On 28. Feb 2022, at 21:56, Christian König christian.koenig@amd.com wrote:
Am 28.02.22 um 21:42 schrieb James Bottomley:
On Mon, 2022-02-28 at 21:07 +0100, Christian König wrote:
Am 28.02.22 um 20:56 schrieb Linus Torvalds:
On Mon, Feb 28, 2022 at 4:19 AM Christian König christian.koenig@amd.com wrote: [SNIP] Anybody have any ideas?
I think we should look at the use cases why code is touching (pos) after the loop.
Just from skimming over the patches to change this and experience with the drivers/subsystems I help to maintain I think the primary pattern looks something like this:
list_for_each_entry(entry, head, member) { if (some_condition_checking(entry)) break; } do_something_with(entry);
There are other cases where the list iterator variable is used after the loop Some examples:
- list_for_each_entry_continue() and list_for_each_entry_from().

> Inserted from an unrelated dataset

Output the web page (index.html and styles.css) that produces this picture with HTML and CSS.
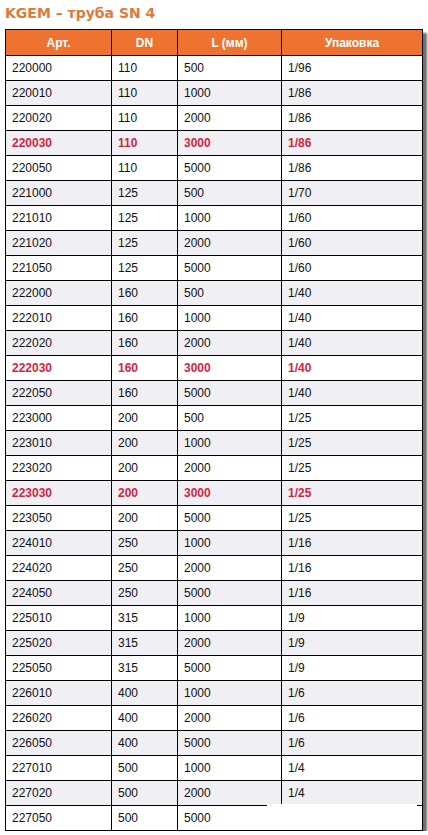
FILE: index.html
```html
<!DOCTYPE html>
<html lang="ru">
<head>
<meta charset="utf-8">
<title>KGEM – труба SN 4</title>
<link rel="stylesheet" href="styles.css">
</head>
<body>
<div class="page">
  <h1 class="title">KGEM – труба SN 4</h1>
  <div class="table-wrap">
    <table class="spec">
      <colgroup>
        <col class="c1"><col class="c2"><col class="c3"><col class="c4">
      </colgroup>
      <thead>
        <tr><th>Арт.</th><th>DN</th><th>L (мм)</th><th>Упаковка</th></tr>
      </thead>
      <tbody>
        <tr><td>220000</td><td>110</td><td>500</td><td>1/96</td></tr>
        <tr><td>220010</td><td>110</td><td>1000</td><td>1/86</td></tr>
        <tr><td>220020</td><td>110</td><td>2000</td><td>1/86</td></tr>
        <tr class="hot"><td>220030</td><td>110</td><td>3000</td><td>1/86</td></tr>
        <tr><td>220050</td><td>110</td><td>5000</td><td>1/86</td></tr>
        <tr><td>221000</td><td>125</td><td>500</td><td>1/70</td></tr>
        <tr><td>221010</td><td>125</td><td>1000</td><td>1/60</td></tr>
        <tr><td>221020</td><td>125</td><td>2000</td><td>1/60</td></tr>
        <tr><td>221050</td><td>125</td><td>5000</td><td>1/60</td></tr>
        <tr><td>222000</td><td>160</td><td>500</td><td>1/40</td></tr>
        <tr><td>222010</td><td>160</td><td>1000</td><td>1/40</td></tr>
        <tr><td>222020</td><td>160</td><td>2000</td><td>1/40</td></tr>
        <tr class="hot"><td>222030</td><td>160</td><td>3000</td><td>1/40</td></tr>
        <tr><td>222050</td><td>160</td><td>5000</td><td>1/40</td></tr>
        <tr><td>223000</td><td>200</td><td>500</td><td>1/25</td></tr>
        <tr><td>223010</td><td>200</td><td>1000</td><td>1/25</td></tr>
        <tr><td>223020</td><td>200</td><td>2000</td><td>1/25</td></tr>
        <tr class="hot"><td>223030</td><td>200</td><td>3000</td><td>1/25</td></tr>
        <tr><td>223050</td><td>200</td><td>5000</td><td>1/25</td></tr>
        <tr><td>224010</td><td>250</td><td>1000</td><td>1/16</td></tr>
        <tr><td>224020</td><td>250</td><td>2000</td><td>1/16</td></tr>
        <tr><td>224050</td><td>250</td><td>5000</td><td>1/16</td></tr>
        <tr><td>225010</td><td>315</td><td>1000</td><td>1/9</td></tr>
        <tr><td>225020</td><td>315</td><td>2000</td><td>1/9</td></tr>
        <tr><td>225050</td><td>315</td><td>5000</td><td>1/9</td></tr>
        <tr><td>226010</td><td>400</td><td>1000</td><td>1/6</td></tr>
        <tr><td>226020</td><td>400</td><td>2000</td><td>1/6</td></tr>
        <tr><td>226050</td><td>400</td><td>5000</td><td>1/6</td></tr>
        <tr><td>227010</td><td>500</td><td>1000</td><td>1/4</td></tr>
        <tr><td>227020</td><td>500</td><td>2000</td><td>1/4</td></tr>
        <tr><td>227050</td><td>500</td><td>5000</td><td></td></tr>
      </tbody>
    </table>
    <div class="patch"></div>
  </div>
</div>
</body>
</html>
```
FILE: styles.css
```css
html, body {
  margin: 0;
  padding: 0;
  background: #ffffff;
}

.page {
  padding: 0 0 0 5px;
  font-family: "Liberation Sans", Arial, sans-serif;
}

.title {
  margin: 0 0 7px 0;
  padding-top: 5px;
  font-family: "DejaVu Sans", Verdana, sans-serif;
  font-weight: bold;
  font-size: 14px;
  line-height: 17px;
  color: #e0793b;
}

.table-wrap {
  position: relative;
  width: 418px;
  box-shadow: 4px 4px 2px rgba(60, 60, 60, 0.75);
}

.spec {
  width: 418px;
  table-layout: fixed;
  border-collapse: separate;
  border-spacing: 0;
  border-left: 1px solid #000;
  border-top: 1px solid #000;
  font-size: 12px;
  color: #111;
}

.c1 { width: 106px; }
.c2 { width: 66px; }
.c3 { width: 104px; }
.c4 { width: 141px; }

.spec th,
.spec td {
  border-right: 1px solid #000;
  border-bottom: 1px solid #000;
  padding: 0 6px;
  vertical-align: middle;
  text-align: left;
  white-space: nowrap;
}

.spec th {
  height: 25px;
  background: #ee7331;
  color: #ffffff;
  font-weight: bold;
  text-align: center;
}

.spec td {
  height: 24px;
  background: #ffffff;
}

.spec tbody tr:nth-child(even) td {
  background: #efeff4;
}

.spec tr.hot td {
  color: #d81e3c;
  font-weight: bold;
}

.patch {
  position: absolute;
  left: 262px;
  top: 775px;
  width: 150px;
  height: 26px;
  background: #ffffff;
}
```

- (although very rare) the head is actually of the correct struct type. (ppc440spe_get_group_entry(): drivers/dma/ppc4xx/adma.c:1436)
- to use pos->list for example for list_add_tail(): (add_static_vm_early(): arch/arm/mm/ioremap.c:107)
If the scope of the list iterator is limited those still need fixing in a different way.
Actually, we usually have a check to see if the loop found anything, but in that case it should something like
if (list_entry_is_head(entry, head, member)) { return with error; } do_somethin_with(entry);
Suffice? The list_entry_is_head() macro is designed to cope with the bogus entry on head problem.
That will work and is also what people already do.
The key problem is that we let people do the same thing over and over again with slightly different implementations.
Out in the wild I've seen at least using a separate variable, using a bool to indicate that something was found and just assuming that the list has an entry.
The last case is bogus and basically what can break badly.
If we would have an unified macro which search for an entry combined with automated reporting on patches to use that macro I think the potential to introduce such issues will already go down massively without auditing tons of existing code.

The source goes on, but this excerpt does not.